──────── EXERCISE INPUTS

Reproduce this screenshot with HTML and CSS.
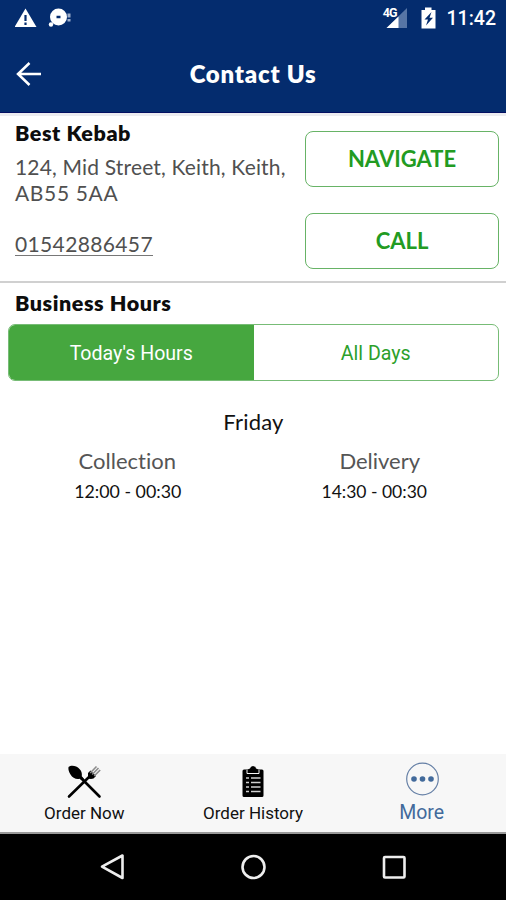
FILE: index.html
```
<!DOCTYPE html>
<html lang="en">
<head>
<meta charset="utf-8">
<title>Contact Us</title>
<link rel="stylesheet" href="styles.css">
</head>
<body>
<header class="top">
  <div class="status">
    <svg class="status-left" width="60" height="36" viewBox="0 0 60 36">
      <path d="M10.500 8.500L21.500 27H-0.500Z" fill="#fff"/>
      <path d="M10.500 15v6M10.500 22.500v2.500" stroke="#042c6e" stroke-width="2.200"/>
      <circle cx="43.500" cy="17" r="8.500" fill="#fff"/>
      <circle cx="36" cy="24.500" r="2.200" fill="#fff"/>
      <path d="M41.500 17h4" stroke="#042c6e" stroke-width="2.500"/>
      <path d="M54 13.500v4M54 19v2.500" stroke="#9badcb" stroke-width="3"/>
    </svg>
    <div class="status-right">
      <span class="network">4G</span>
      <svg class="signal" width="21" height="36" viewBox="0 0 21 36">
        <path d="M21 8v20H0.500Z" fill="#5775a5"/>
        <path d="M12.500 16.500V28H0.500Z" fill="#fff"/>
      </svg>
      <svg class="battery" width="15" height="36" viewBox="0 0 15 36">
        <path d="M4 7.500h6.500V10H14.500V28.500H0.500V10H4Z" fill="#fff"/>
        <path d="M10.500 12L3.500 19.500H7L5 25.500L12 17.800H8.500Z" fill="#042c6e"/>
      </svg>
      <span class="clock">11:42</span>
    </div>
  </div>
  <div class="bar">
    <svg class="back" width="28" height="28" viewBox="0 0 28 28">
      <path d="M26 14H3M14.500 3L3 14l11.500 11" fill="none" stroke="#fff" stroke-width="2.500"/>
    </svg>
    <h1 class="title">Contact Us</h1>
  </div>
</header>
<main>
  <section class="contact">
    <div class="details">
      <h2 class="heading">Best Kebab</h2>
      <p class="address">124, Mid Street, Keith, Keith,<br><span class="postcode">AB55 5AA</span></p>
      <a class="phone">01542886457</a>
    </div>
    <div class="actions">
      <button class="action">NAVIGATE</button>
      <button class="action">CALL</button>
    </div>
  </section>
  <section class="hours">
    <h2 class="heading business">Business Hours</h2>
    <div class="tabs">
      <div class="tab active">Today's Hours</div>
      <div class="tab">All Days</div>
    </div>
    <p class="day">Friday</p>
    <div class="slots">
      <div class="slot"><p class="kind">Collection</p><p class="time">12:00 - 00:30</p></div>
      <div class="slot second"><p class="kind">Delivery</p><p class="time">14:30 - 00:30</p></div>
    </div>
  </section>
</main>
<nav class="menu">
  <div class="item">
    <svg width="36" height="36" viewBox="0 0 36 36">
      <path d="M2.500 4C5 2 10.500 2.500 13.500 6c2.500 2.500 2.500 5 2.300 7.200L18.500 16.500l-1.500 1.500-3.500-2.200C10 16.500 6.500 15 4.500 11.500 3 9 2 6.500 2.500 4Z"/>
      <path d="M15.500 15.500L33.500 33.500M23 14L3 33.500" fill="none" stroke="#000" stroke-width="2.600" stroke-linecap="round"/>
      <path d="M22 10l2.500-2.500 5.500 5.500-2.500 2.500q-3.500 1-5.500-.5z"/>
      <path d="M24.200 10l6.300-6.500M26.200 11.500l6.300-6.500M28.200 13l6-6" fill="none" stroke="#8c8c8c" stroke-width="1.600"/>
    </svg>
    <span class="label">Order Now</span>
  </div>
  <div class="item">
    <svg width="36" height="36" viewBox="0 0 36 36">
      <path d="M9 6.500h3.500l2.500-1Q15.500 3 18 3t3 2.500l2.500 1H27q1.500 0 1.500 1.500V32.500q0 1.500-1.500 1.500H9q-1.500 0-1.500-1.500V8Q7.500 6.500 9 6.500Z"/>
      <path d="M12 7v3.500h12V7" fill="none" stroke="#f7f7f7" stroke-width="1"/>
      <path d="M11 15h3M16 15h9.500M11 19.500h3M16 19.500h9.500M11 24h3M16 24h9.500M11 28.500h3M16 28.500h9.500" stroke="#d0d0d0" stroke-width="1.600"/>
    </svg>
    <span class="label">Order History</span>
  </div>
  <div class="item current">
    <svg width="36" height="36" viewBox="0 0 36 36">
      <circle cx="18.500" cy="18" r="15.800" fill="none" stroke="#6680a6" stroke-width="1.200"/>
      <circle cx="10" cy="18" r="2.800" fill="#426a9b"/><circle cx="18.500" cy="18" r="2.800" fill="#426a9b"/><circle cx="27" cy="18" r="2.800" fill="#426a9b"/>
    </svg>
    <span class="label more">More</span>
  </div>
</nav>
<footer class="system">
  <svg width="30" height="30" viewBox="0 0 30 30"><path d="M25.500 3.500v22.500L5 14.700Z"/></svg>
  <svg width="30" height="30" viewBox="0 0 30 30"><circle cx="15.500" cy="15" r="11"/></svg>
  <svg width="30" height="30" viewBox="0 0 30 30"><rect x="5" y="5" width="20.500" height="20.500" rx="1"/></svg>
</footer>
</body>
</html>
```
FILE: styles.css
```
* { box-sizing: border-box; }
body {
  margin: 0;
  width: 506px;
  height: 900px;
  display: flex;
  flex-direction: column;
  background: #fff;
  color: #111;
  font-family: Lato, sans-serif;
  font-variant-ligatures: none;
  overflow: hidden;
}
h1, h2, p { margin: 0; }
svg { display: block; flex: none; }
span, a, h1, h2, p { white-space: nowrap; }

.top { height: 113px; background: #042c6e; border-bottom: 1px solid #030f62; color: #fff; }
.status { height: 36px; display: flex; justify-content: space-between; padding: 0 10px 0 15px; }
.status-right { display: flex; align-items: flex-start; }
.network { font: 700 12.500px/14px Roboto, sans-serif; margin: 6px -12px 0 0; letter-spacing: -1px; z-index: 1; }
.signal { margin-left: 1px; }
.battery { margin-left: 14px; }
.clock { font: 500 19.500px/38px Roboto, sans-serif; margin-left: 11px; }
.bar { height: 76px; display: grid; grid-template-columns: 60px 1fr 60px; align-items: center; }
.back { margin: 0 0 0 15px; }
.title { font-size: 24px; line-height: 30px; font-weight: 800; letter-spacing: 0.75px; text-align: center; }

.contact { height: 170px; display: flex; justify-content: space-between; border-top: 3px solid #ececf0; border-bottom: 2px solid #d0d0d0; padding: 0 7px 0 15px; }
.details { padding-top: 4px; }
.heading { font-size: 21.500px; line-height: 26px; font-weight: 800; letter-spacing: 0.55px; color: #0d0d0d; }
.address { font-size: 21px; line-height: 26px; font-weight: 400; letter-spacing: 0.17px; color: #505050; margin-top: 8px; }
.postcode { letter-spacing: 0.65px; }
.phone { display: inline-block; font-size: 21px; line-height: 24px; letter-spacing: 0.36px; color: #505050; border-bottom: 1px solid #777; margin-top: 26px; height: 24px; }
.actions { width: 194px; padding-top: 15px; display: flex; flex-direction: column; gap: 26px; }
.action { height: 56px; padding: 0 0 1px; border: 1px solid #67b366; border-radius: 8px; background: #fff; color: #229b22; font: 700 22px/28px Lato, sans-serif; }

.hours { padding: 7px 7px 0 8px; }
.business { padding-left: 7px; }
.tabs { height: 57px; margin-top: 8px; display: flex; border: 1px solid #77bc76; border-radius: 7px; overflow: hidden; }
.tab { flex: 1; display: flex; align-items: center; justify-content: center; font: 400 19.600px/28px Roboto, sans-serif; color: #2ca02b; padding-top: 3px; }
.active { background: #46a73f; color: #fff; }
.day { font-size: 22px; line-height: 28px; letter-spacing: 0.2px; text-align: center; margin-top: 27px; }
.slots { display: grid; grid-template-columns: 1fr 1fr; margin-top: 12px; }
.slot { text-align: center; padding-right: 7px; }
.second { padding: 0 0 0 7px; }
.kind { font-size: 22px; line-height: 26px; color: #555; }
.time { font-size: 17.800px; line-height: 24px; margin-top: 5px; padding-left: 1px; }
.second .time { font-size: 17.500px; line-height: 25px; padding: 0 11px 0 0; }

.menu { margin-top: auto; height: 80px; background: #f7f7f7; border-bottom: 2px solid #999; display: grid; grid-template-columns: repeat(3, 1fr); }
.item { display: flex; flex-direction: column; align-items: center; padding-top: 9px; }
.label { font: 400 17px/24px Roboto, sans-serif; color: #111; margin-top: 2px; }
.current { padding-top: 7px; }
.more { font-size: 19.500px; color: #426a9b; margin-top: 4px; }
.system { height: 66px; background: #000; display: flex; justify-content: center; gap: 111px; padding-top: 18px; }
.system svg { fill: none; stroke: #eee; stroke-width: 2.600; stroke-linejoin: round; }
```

────────────────
──────── EXERCISE INPUTS

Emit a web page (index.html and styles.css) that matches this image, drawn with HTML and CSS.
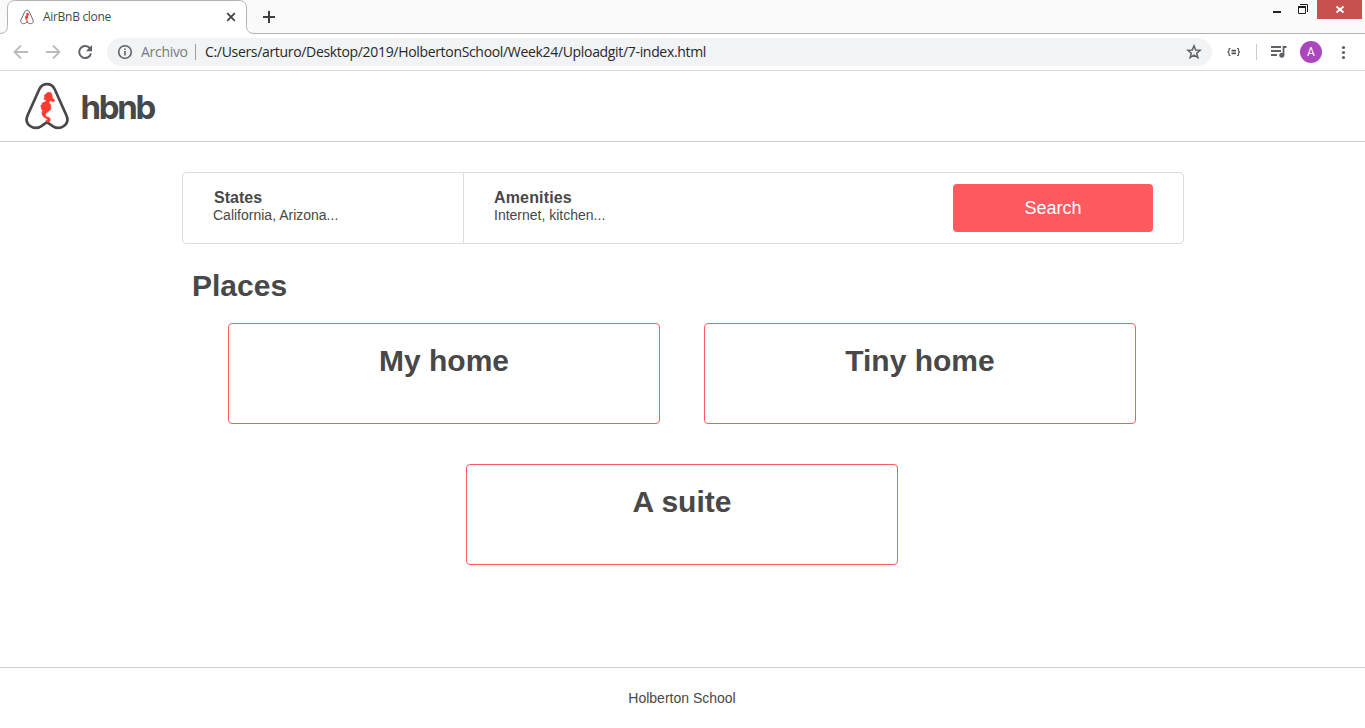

────────────────

--- WHAT IS EXPECTED ---
Count the lines that hold the string "index", and reply with that number alone.

--- SOLUTION ---
3